Она окинула меня взглядом портнихи, словно сняла мерку.
— Мы не так сделаем. Деньги студенту нужны, нечего ими бросаться. Все будет о'кей! Уберите свой кошелек, потом рассчитаемся.
Из двери корпуса вышла помощница Ильи Сергеевича, Света:
— Костя. — У нее строгий голос учительницы. — Пора на процедуры.

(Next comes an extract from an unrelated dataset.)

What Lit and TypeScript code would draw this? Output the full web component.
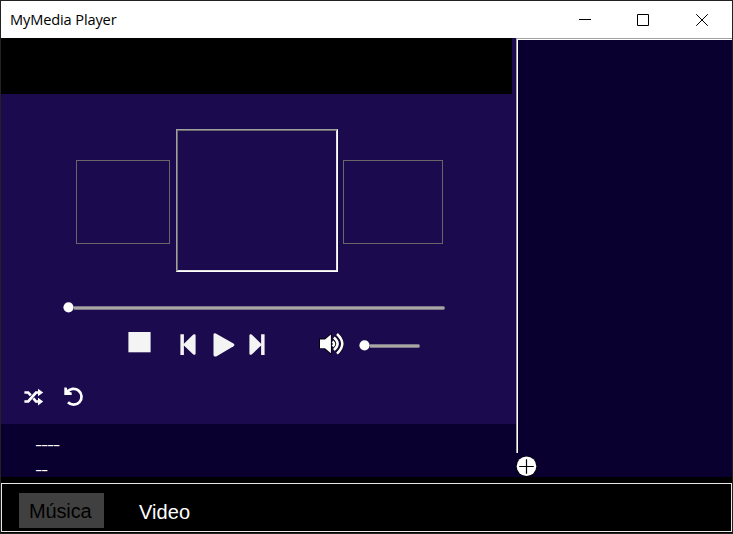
import { LitElement, html, css, svg } from "lit";
import { customElement, property, state } from "lit/decorators.js";
import { classMap } from "lit/directives/class-map.js";

@customElement("title-bar")
class TitleBar extends LitElement {
  @property() caption = "";

  static styles = css`
    :host {
      display: flex;
      flex: none;
      align-items: center;
      height: 37px;
      background: #fff;
      color: #000;
    }
    .caption {
      flex: 1;
      padding-left: 9px;
      font: 14.6px/37px "Open Sans", "Noto Sans", sans-serif;
      letter-spacing: -0.13px;
    }
    .buttons {
      display: flex;
      gap: 46px;
      padding-right: 24px;
    }
    svg {
      display: block;
      width: 12px;
      height: 12px;
      fill: none;
      stroke: #000;
      stroke-width: 1;
    }
    .minimize {
      margin-top: -1px;
    }
    .close {
      margin-left: 1px;
    }
  `;

  render() {
    return html`
      <span class="caption">${this.caption}</span>
      <div class="buttons">
        <svg class="minimize" viewBox="0 0 12 12"><path d="M0 6.5H12" /></svg>
        <svg viewBox="0 0 12 12"><path d="M.5 .5H11.5V11.5H.5Z" /></svg>
        <svg class="close" viewBox="0 0 12 12"><path d="M.2 .2L11.8 11.8M11.8 .2L.2 11.8" /></svg>
      </div>
    `;
  }
}

@customElement("media-slider")
class MediaSlider extends LitElement {
  static styles = css`
    :host {
      display: flex;
      align-items: center;
      height: 11px;
    }
    svg {
      display: block;
      width: 11px;
      height: 11px;
      fill: #fff;
    }
    .track {
      flex: 1;
      height: 2px;
      border: 1px solid #7d7789;
      border-left: 0;
      border-radius: 0 2px 2px 0;
      background: #a9a7a4;
    }
  `;

  render() {
    return html`
      <svg viewBox="0 0 11 11"><circle cx="5.5" cy="5.3" r="5.1" /></svg>
      <span class="track"></span>
    `;
  }
}

const icons = {
  stop: {
    w: 23,
    h: 21,
    art: svg`<path d="M.4 0H22.6V20.3H.4Z" fill="#f4f4f4"/>`,
  },
  previous: {
    w: 16,
    h: 22,
    art: svg`<path fill="#f4f4f4" d="M.4 .2H3.9V9.8L13.3 .5Q15.6 -.3 15.6 1.6V19.6Q15.6 21.4 13.3 20.6L3.9 11.4V21H.4Z"/>`,
  },
  play: {
    w: 22,
    h: 24,
    art: svg`<path fill="#f4f4f4" d="M.5 1.5Q.6 -.2 2.8 .4L20.5 10.4Q22.3 11.8 20.5 13.2L3.2 23.4Q.8 24.2 .5 22Z"/>`,
  },
  next: {
    w: 16,
    h: 22,
    art: svg`<path fill="#f4f4f4" d="M15.6 .2H12.1V9.8L2.7 .5Q.4 -.3 .4 1.6V19.6Q.4 21.4 2.7 20.6L12.1 11.4V21H15.6Z"/>`,
  },
  volume: {
    w: 26,
    h: 22,
    art: svg`
      <path d="M1 6.4H6L11.9 1.6V20.3L6 15.3H1Z" stroke="#000" stroke-width="1.6" paint-order="stroke"/>
      <g fill="none" stroke="#000" stroke-width="3.6">
        <path d="M13.6 8.4Q16.4 10.9 13.6 13.4"/>
        <path d="M14.9 4.6Q22.3 10.8 14.9 17"/>
        <path d="M18 1Q28.6 10.9 18 20.6"/>
      </g>
      <g fill="none" stroke="#fff" stroke-width="2.6">
        <path d="M13.6 8.4Q16.4 10.9 13.6 13.4"/>
        <path d="M14.9 4.6Q22.3 10.8 14.9 17"/>
        <path d="M18 1Q28.6 10.9 18 20.6"/>
      </g>`,
  },
  shuffle: {
    w: 20,
    h: 18,
    art: svg`
      <g fill="none" stroke="#fff" stroke-width="2.7">
        <path d="M.4 13.5H4.2L12 4.5H15"/>
        <path d="M.4 4.5H4.2L6.8 7.3M9.4 10.4L12 13.5H15"/>
      </g>
      <path d="M14 .7L19.2 4.5L14 8.2ZM14 9.8L19.2 13.5L14 17.4Z"/>`,
  },
  repeat: {
    w: 20,
    h: 20,
    art: svg`
      <path d="M3.2 5.2A7.9 7.9 0 1 1 4 15.3" fill="none" stroke="#fff" stroke-width="2.7"/>
      <path d="M.3 .6H2.6L4.1 4.6L7.7 5.4V8H.3Z"/>`,
  },
  add: {
    w: 22,
    h: 22,
    art: svg`
      <circle cx="10.5" cy="10.5" r="10.5" fill="#000"/>
      <circle cx="10.5" cy="10.2" r="9.8"/>
      <path d="M3.2 10.5H17.8M10.5 3.2V17.8" stroke="#000" stroke-width="1.2"/>`,
  },
};

@customElement("media-icon")
class MediaIcon extends LitElement {
  @property() name: keyof typeof icons = "play";

  static styles = css`
    :host,
    svg {
      display: block;
      fill: #fff;
    }
  `;

  render() {
    const { w, h, art } = icons[this.name];
    return html`<svg width=${w} height=${h} viewBox="0 0 ${w} ${h}">${art}</svg>`;
  }
}

@customElement("app-root")
class AppRoot extends LitElement {
  @state() private tab = "Música";

  static styles = css`
    * {
      box-sizing: border-box;
    }
    :host {
      display: flex;
      flex-direction: column;
      box-sizing: border-box;
      width: 733px;
      height: 534px;
      overflow: hidden;
      border: 1px solid #222;
      background: #000;
      color: #fff;
      font-family: "Liberation Sans", Arial, sans-serif;
    }
    .main {
      display: grid;
      flex: none;
      grid-template: 439px / 515px 1fr;
    }
    .left {
      display: flex;
      flex-direction: column;
      background: #1b0a4e;
    }
    .banner {
      flex: none;
      width: 511px;
      height: 56px;
      background: #000;
    }
    .stage {
      flex: none;
      height: 330px;
    }
    .covers {
      display: flex;
      align-items: flex-start;
      padding: 35px 0 0 75px;
    }
    .cover {
      height: 84px;
      margin-top: 31px;
      border: 1px solid #696766;
    }
    .before {
      width: 94px;
      margin-right: 6px;
    }
    .after {
      width: 100px;
      margin-left: 5px;
    }
    .current {
      width: 162px;
      height: 143px;
      border: 1px solid;
      border-color: #a0a0a0 #fff #fff #a0a0a0;
    }
    .inset {
      height: 100%;
      border: 1px solid;
      border-color: #696969 #e3e3e3 #e3e3e3 #696969;
    }
    .seek {
      width: 382px;
      margin: 30px 0 0 62px;
    }
    .transport {
      display: flex;
      align-items: flex-start;
      margin: 19px 0 0 127px;
    }
    .prev {
      margin: 2px 0 0 29px;
    }
    .play {
      margin: 1px 0 0 17px;
    }
    .next {
      margin: 2px 0 0 14px;
    }
    .volume {
      margin: 1px 0 0 54px;
    }
    .level {
      width: 61px;
      margin: 8px 0 0 14px;
    }
    .modes {
      display: flex;
      align-items: center;
      gap: 20px;
      margin: 30px 0 0 23px;
    }
    .info {
      height: 53px;
      padding: 9px 0 0 34px;
      overflow: hidden;
      background: #090030;
      font-size: 14px;
      line-height: 25px;
      letter-spacing: -0.8px;
    }
    .info div {
      height: 25px;
      transform: scaleX(1.554);
      transform-origin: left;
    }
    .queue {
      background: #090030;
    }
    .list {
      height: 415px;
      border-left: 1px solid #a0a0a0;
      border-top: 1px solid #a0a0a0;
    }
    .list-edge {
      height: 100%;
      border-left: 1px solid #fff;
      border-top: 1px solid #fff;
    }
    .add {
      margin-top: 3px;
    }
    .tabs {
      display: flex;
      flex: none;
      align-items: flex-start;
      height: 49px;
      margin-top: 6px;
      padding: 9px 0 0 17px;
      border: 1px solid #e8e8e8;
      font-size: 20px;
      line-height: 36px;
    }
    .tab {
      height: 35px;
      padding: 1px 0 0 11px;
      letter-spacing: 0.1px;
    }
    .tab.chosen {
      width: 85px;
      margin-right: 24px;
      padding: 0 0 0 10px;
      background: #404040;
      color: #000;
      letter-spacing: -0.15px;
    }
  `;

  render() {
    return html`
      <title-bar caption="MyMedia Player"></title-bar>
      <div class="main">
        <div class="left">
          <div class="banner"></div>
          <div class="stage">
            <div class="covers">
              <div class="cover before"></div>
              <div class="current"><div class="inset"></div></div>
              <div class="cover after"></div>
            </div>
            <media-slider class="seek"></media-slider>
            <div class="transport">
              <media-icon name="stop"></media-icon>
              <media-icon class="prev" name="previous"></media-icon>
              <media-icon class="play" name="play"></media-icon>
              <media-icon class="next" name="next"></media-icon>
              <media-icon class="volume" name="volume"></media-icon>
              <media-slider class="level"></media-slider>
            </div>
            <div class="modes">
              <media-icon name="shuffle"></media-icon>
              <media-icon name="repeat"></media-icon>
            </div>
          </div>
          <div class="info">
            <div>----</div>
            <div>--</div>
          </div>
        </div>
        <div class="queue">
          <div class="list"><div class="list-edge"></div></div>
          <media-icon class="add" name="add"></media-icon>
        </div>
      </div>
      <div class="tabs">
        ${["Música", "Video"].map(
          (name) => html`<div
            class=${classMap({ tab: true, chosen: name === this.tab })}
            @click=${() => (this.tab = name)}
          >${name}</div>`
        )}
      </div>
    `;
  }
}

…Несмотря на поздний вечер, на приличное количество выпитого спиртного, сон никак не приходит. Я лежу в постели в темной, неосвещенной палате и смотрю на дальние сполохи грозы. Что-то со мной происходит. Истекающего кровью, меня привозят в больницу. Делают блестящую операцию. Предлагают хорошую работу, хорошие деньги. Их не надо воровать. Мне улыбаются, со мной советуются. Значит, и так можно жить? Значит, мне просто не везло до этого? Вот пойду к Федору Савельевичу, год поработаю, оденусь, обставлю квартиру — и ну их к черту, этих Максов, Саньков, ювелирные, маски-чулки на головах. Да, с ювелирным надо что-то придумать. Не хочу, чтоб за мной долги оставались. Не спьяну это надо обмозговать, но надо!
Человека, говорят, формирует среда. Какой же я был дурак, что даже не пробовал сменить ее! Я не верил, что это возможно. Не верил до тех пор, пока не ткнули меня мордой в камни. И хорошо сделали, что ткнули! Теперь все будет не так.
Только бы утряслось дело с кольцами и браслетами.
Илья Сергеевич легонько ощупывает мой подбородок:
— Удивительный клей! Все держит и не мешает костям срастаться, понимаете? У вас тут крошево было, а сейчас — вполне приличный подбородок. Даже лучше, чем был. Без дефектов. Я выпрямил кое-что… Вот почему так настойчиво прошу у вас фотографию.
Я не любил фотографироваться, была на то причина. Лишь на паспорт щелкнулся — как без этого? С тех пор в пакетике, выданном в фотоателье, оставшиеся снимки и лежат. Куда я засунул этот пакетик, даже не помню. Придется поискать. Разве можно отказать в просьбе такому врачу!
— Приедете ко мне. — Он пишет на больничном листке дату, ставит внизу свою подпись, печать, вопросительно смотрит на меня. — Вам все это нужно? У меня ведь в основном специфическая категория клиентов, они нуждаются в моем внимании, а бумаги их не интересуют. Я одному как-то выписал больничный, так он даже обиделся: не принимайте, мол, меня, за совка. С тех пор у всех спрашиваю, не обижу ли?